La présence de telles sujétions imprévues ne peut, toutefois, être retenue dans le cas où une commune s'est basée, pour déterminer la nature des travaux, "sur des plans utilisés lors de la création antérieure d'un lotissement, sans procéder à un relevé topographique exact du terrain et aux études de sous-sols nécessaires" (CE 7° et 10° s-s-r., 8 mars 1996, n° 165075, inédit au recueil Lebon N° Lexbase : A8417AN3). En outre, à défaut de la conclusion d'un avenant au contrat de maîtrise d'oeuvre arrêtant le programme modifié des travaux et leur coût prévisionnel modifié ou d'un accord du maître d'ouvrage à portée contractuelle sur une adaptation de la rémunération, la rémunération forfaitaire contractuelle initiale de la mission de maîtrise d'oeuvre ne peut être augmentée (CAA Douai, 2ème ch., 4 décembre 2012, n° 11DA01302, inédit au recueil Lebon (N° Lexbase : A1246IZ8). Ainsi, la seule existence, dans le contrat, d'une clause renvoyant à une étude complémentaire ne peut suffire à exclure l'existence de sujétions imprévues (CE 2° et 7° s-s-r., 3 mars 2010, n° 304604, mentionné aux tables du recueil Lebon N° Lexbase : A6431ESY).
Malgré tous ces éléments, les juges de la cour administrative d'appel de Paris font une appréciation plus que favorable à la ville de Paris de la légalité de l'avenant en cause. Ils commencent par relever que l'avenant litigieux a entendu prendre en compte des évolutions de programme se rapportant à des missions indissociables des prestations du marché initial. Ces évolutions tenaient, notamment, à la nécessité de maintenir la continuité du fonctionnement de la gare et du centre commercial pendant les travaux de réaménagement des Halles, de répondre aux attentes des usagers, de mettre aux normes la sécurité incendie, de renforcer les structures existantes, et de prendre en compte des impacts du projet sur les commerces. Ils ajoutent, de manière quelque peu contestable selon nous, que, "dans ces conditions, eu égard aux caractéristiques du marché et de l'avenant en cause, ce dernier ne peut être regardé, sans même qu'il soit besoin de rechercher si certaines des prestations complémentaires dont il tenait compte revêtaient le caractère de sujétions techniques imprévues au sens de l'article 20 du Code des marchés publics, comme ayant bouleversé l'économie du marché et étant, par suite, de nature à faire naître un nouveau marché dont la passation aurait dû être effectuée après mise en concurrence préalable".
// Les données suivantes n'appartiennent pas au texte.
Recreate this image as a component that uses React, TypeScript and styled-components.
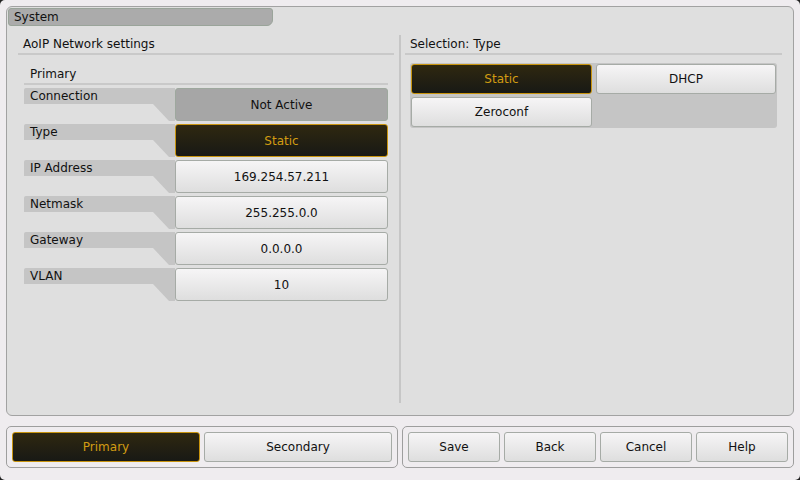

Si cette appréciation semble inattaquable sur le plan juridique, il semble, néanmoins, qu'elle laisse la porte ouverte à de nombreuses modifications de tels marchés à l'avenir, lesquelles pourraient, la plupart du temps, se justifier par un lien avec le marché initial, ce qui, dans des marchés d'une telle ampleur, pourra toujours plus ou moins facilement être démontré. La cour administrative d'appel a, toutefois, récemment rappelé de manière opportune, que l'erreur manifeste des acheteurs dans leur analyse des offres est toujours contrôlée par le juge (CAA Marseille, 6ème ch., 11 janvier 2013, n° 10MA04148, inédit au recueil Lebon N° Lexbase : A9151I3C). L'article 5 du Code des marchés publics (N° Lexbase : L2665HPE), aux termes duquel "la nature et l'étendue des besoins à satisfaire sont déterminées avec précision avant tout appel à la concurrence [...]" fait, d'ailleurs, office de garde-fou en la matière et permet de sanctionner la diffusion de données erronées dans le dossier de consultation des entreprises (CE 2° et 7° s-s-r., 12 mars 2012, n° 354355, publié au recueil Lebon N° Lexbase : A9494IED).
L'on imagine, en effet, la tentation pour les parties en présence d'opérer des changements modifiant totalement l'économie du marché et ceci sans mise en concurrence préalable en les justifiant par un supposé lien avec le contrat initial, même si celui-ci repose, comme en l'espèce, sur la sécurité du chantier ou la viabilité des commerces alentours. Une tendance que devra donc surveiller de près, dans les années qui viennent, le juge de plein contentieux dans sa mission de contrôle de légalité des avenants, même si l'on peut approuver le fait, en l'espèce, que ce projet pharaonique puisse continuer d'avancer afin que le centre historique de Paris se tourne vers le XXIème siècle.